既存の企業も、開業後5年をクリアするのは、子会社を設立すればオーケーです。また、子会社を設立して、労働者を子会社に転籍させればオーケーとなります。
外国人労働者が30%以上って、別に外資企業に限りません。地方に行けば、製造業メーカーの中小企業が、日経ブラジル人等の外国人を有期契約でたくさん雇用している事業所はたくさんあります。群馬とか、静岡、山梨など。こういう地方では、中小企業の日本企業も、外国人労働者の30%をクリアできるでしょう。
■「予測可能性がない」という非難について
日本の労働契約法16条は、解雇の有効性の要件を、「客観的で合理的な理由があり、社会的に相当であること」としています。八田氏は、この法文では、予測可能に欠けるとします。しかし、解雇規制の法文が抽象的になるのはやむを得ません。これは日本だけではありません。
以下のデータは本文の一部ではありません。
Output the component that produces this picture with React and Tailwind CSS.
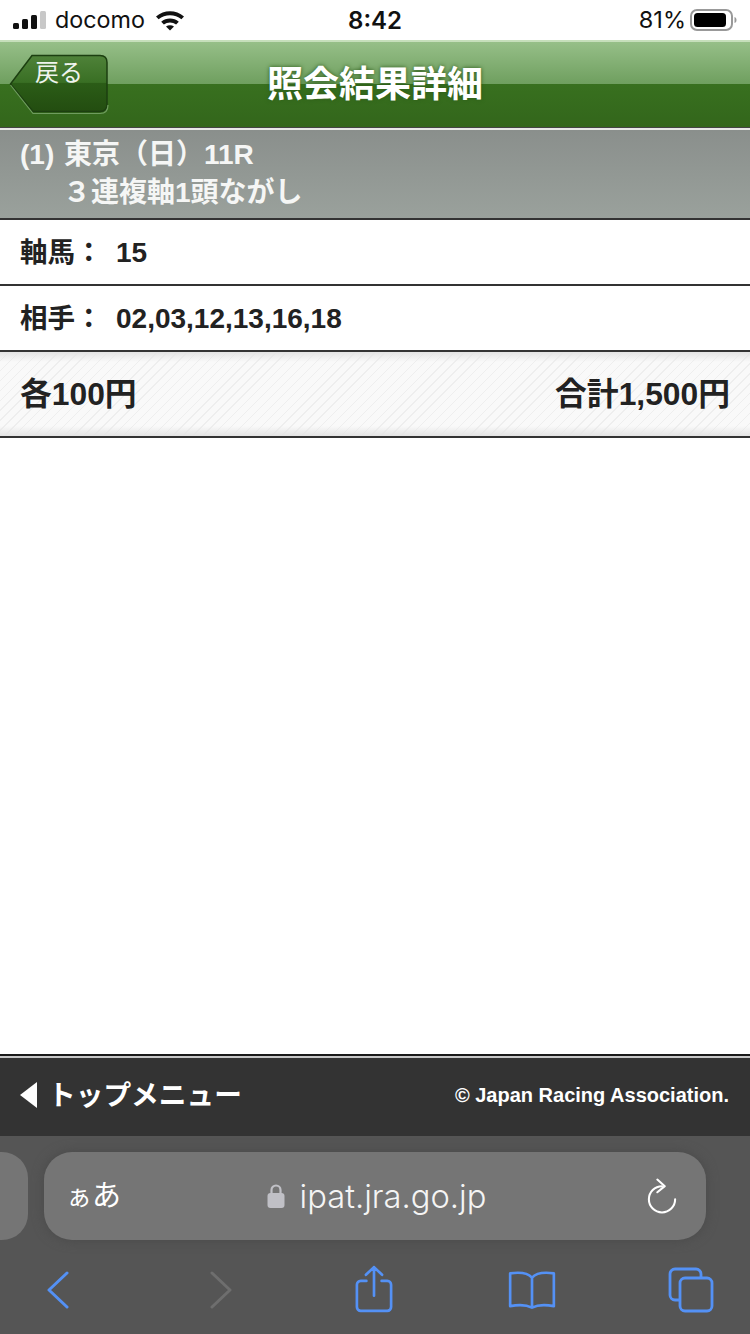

欧州や韓国の解雇規制の法文(訳文)も日本と似たり寄ったりです
ドイツ 「社会的不当性」
フランス 「真実かつ重大な事由」
韓 国 「正当な理由」
この国々の解雇規制の法文の詳細は以前のブログで紹介しました。
http://analyticalsociaboy.txt-nifty.com/yoakemaeka/2013/08/post-f95e.html
そもそも、業種や従業員数、企業規模(10人程度の企業から1万名を超える企業まで)が多種多様に別れ、労働者側の事情も解雇理由も千差万別です。これを具体的に特定することのほうが難しい。判例による積み重ねで判断方法や枠組みが判例を分析することで得られます。法文だけで予測可能性を高めることは困難でしょう。
解雇規制を定める法律に求められることは、「予測可能性」だけでなく、「結果の妥当性」です。解雇の場合には、法律に求められるのは、「結果の妥当性」が重要です。予測可能性があっても、結果の妥当性を欠けば意味がありませんから。
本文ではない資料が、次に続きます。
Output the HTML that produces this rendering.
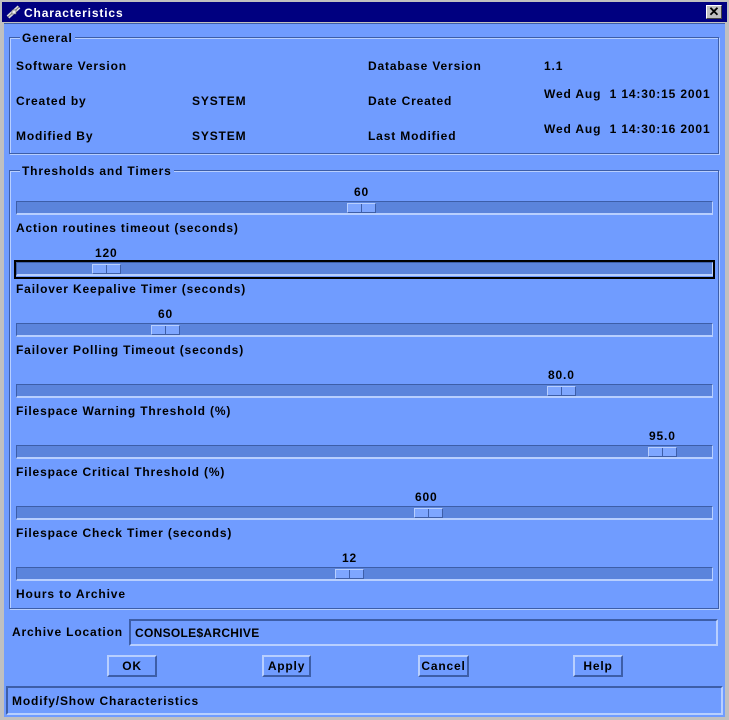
<!DOCTYPE html>
<html><head><style>
*{margin:0;padding:0;box-sizing:border-box}
body{width:729px;height:720px;background:#c0c0c0;position:relative;overflow:hidden;font:bold 12px "Liberation Sans",sans-serif;color:#000}
div,span{position:absolute}
.t{line-height:14px;white-space:pre;letter-spacing:0.85px;margin-top:1px}
.frame{border:1px solid #3d5ea8;box-shadow:inset 1px 1px 0 #b8cfff,1px 1px 0 #b8cfff}
.tr{left:16px;width:697px;height:14px;background:#5b84dc;border-top:1px solid #3d5ea8;border-left:1px solid #3d5ea8;border-bottom:2px solid #b8cfff;border-right:1px solid #b8cfff}
.th{top:1px;width:29px;height:10px;background:#7ea6ff;border:1px solid #b8cfff;border-right-color:#3d5ea8;border-bottom-color:#3d5ea8}
.th:after{content:"";position:absolute;left:13px;top:0;width:1px;height:8px;background:#3d5ea8}
.btn{height:22px;background:#709cff;border:2px solid #3d5ea8;border-top-color:#b8cfff;border-left-color:#b8cfff;text-align:center;line-height:19px;letter-spacing:0.8px}
</style></head><body>
<div style="left:2px;top:2px;width:725px;height:20px;background:#000080"></div>
<svg style="position:absolute;left:6px;top:5px" width="16" height="14" viewBox="0 0 16 14"><path d="M2 12 L13 2" stroke="#ddd" stroke-width="4"/><path d="M2 12 L13 2" stroke="#777" stroke-width="1"/><rect x="6" y="5" width="4" height="4" fill="#eee" stroke="#555" stroke-width=".6"/></svg>
<div class="t" style="left:24px;top:5px;color:#fff">Characteristics</div>
<div style="left:706px;top:5px;width:16px;height:14px;background:#c0c0c0;border:1px solid #fff;border-right-color:#444;border-bottom-color:#444;font:bold 13px 'Liberation Sans';text-align:center;line-height:12px">✕</div>
<div style="left:4px;top:23px;width:721px;height:694px;background:#709cff;border-top:1px solid #3d5ea8"></div>

<div class="frame" style="left:9px;top:37px;width:710px;height:117px"></div>
<div class="t" style="left:20px;top:30px;background:#709cff;padding:0 2px">General</div>
<div class="t" style="left:16px;top:58px">Software Version</div>
<div class="t" style="left:368px;top:58px">Database Version</div>
<div class="t" style="left:544px;top:58px">1.1</div>
<div class="t" style="left:16px;top:93px">Created by</div>
<div class="t" style="left:192px;top:93px">SYSTEM</div>
<div class="t" style="left:368px;top:93px">Date Created</div>
<div class="t" style="left:544px;top:86px">Wed Aug  1 14:30:15 2001</div>
<div class="t" style="left:16px;top:128px">Modified By</div>
<div class="t" style="left:192px;top:128px">SYSTEM</div>
<div class="t" style="left:368px;top:128px">Last Modified</div>
<div class="t" style="left:544px;top:121px">Wed Aug  1 14:30:16 2001</div>

<div class="frame" style="left:9px;top:170px;width:710px;height:439px"></div>
<div class="t" style="left:20px;top:163px;background:#709cff;padding:0 2px">Thresholds and Timers</div>

<div class="t" style="left:354px;top:184px">60</div>
<div class="tr" style="top:201px"><div class="th" style="left:330px"></div></div>
<div class="t" style="left:16px;top:220px">Action routines timeout (seconds)</div>

<div style="left:14px;top:260px;width:701px;height:19px;border:2px solid #000"></div>
<div class="t" style="left:95px;top:245px">120</div>
<div class="tr" style="top:262px"><div class="th" style="left:75px"></div></div>
<div class="t" style="left:16px;top:281px">Failover Keepalive Timer (seconds)</div>

<div class="t" style="left:158px;top:306px">60</div>
<div class="tr" style="top:323px"><div class="th" style="left:134px"></div></div>
<div class="t" style="left:16px;top:342px">Failover Polling Timeout (seconds)</div>

<div class="t" style="left:548px;top:367px">80.0</div>
<div class="tr" style="top:384px"><div class="th" style="left:530px"></div></div>
<div class="t" style="left:16px;top:403px">Filespace Warning Threshold (%)</div>

<div class="t" style="left:649px;top:428px">95.0</div>
<div class="tr" style="top:445px"><div class="th" style="left:631px"></div></div>
<div class="t" style="left:16px;top:464px">Filespace Critical Threshold (%)</div>

<div class="t" style="left:415px;top:489px">600</div>
<div class="tr" style="top:506px"><div class="th" style="left:397px"></div></div>
<div class="t" style="left:16px;top:525px">Filespace Check Timer (seconds)</div>

<div class="t" style="left:342px;top:550px">12</div>
<div class="tr" style="top:567px"><div class="th" style="left:318px"></div></div>
<div class="t" style="left:16px;top:586px">Hours to Archive</div>

<div class="t" style="left:12px;top:624px">Archive Location</div>
<div style="left:129px;top:619px;width:589px;height:27px;border:2px solid #3d5ea8;border-right-color:#b8cfff;border-bottom-color:#b8cfff"></div>
<div class="t" style="left:135px;top:625px;letter-spacing:0.3px">CONSOLE$ARCHIVE</div>

<div class="btn" style="left:107px;top:655px;width:50px">OK</div>
<div class="btn" style="left:262px;top:655px;width:49px">Apply</div>
<div class="btn" style="left:418px;top:655px;width:51px">Cancel</div>
<div class="btn" style="left:573px;top:655px;width:50px">Help</div>

<div style="left:6px;top:686px;width:717px;height:29px;border:2px solid #3d5ea8;border-right-color:#b8cfff;border-bottom-color:#b8cfff"></div>
<div class="t" style="left:12px;top:693px">Modify/Show Characteristics</div>
</body></html>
■「解雇自由化すれば、失業者が現象する」という経済学の実験場=特区
八代氏、八田氏の依拠する経済学は、解雇を自由化し賃金の下方硬直性を打破(自由化)すれば、労働市場の市場機能が回復し、創業が進んで企業の雇用率が増加して失業率も低くなるという経済学です。その実験をする場が、この国家戦略特区なのです。「解雇規制を緩和するものではなく、解雇ルールを明確化する」というのはごまかしでしかないでしょう。
この解雇緩和特区がどこになるかは、まだ決まっていません。が、橋本市長が既にチャレンジ特区として手を挙げている大阪市が有力候補でしょう。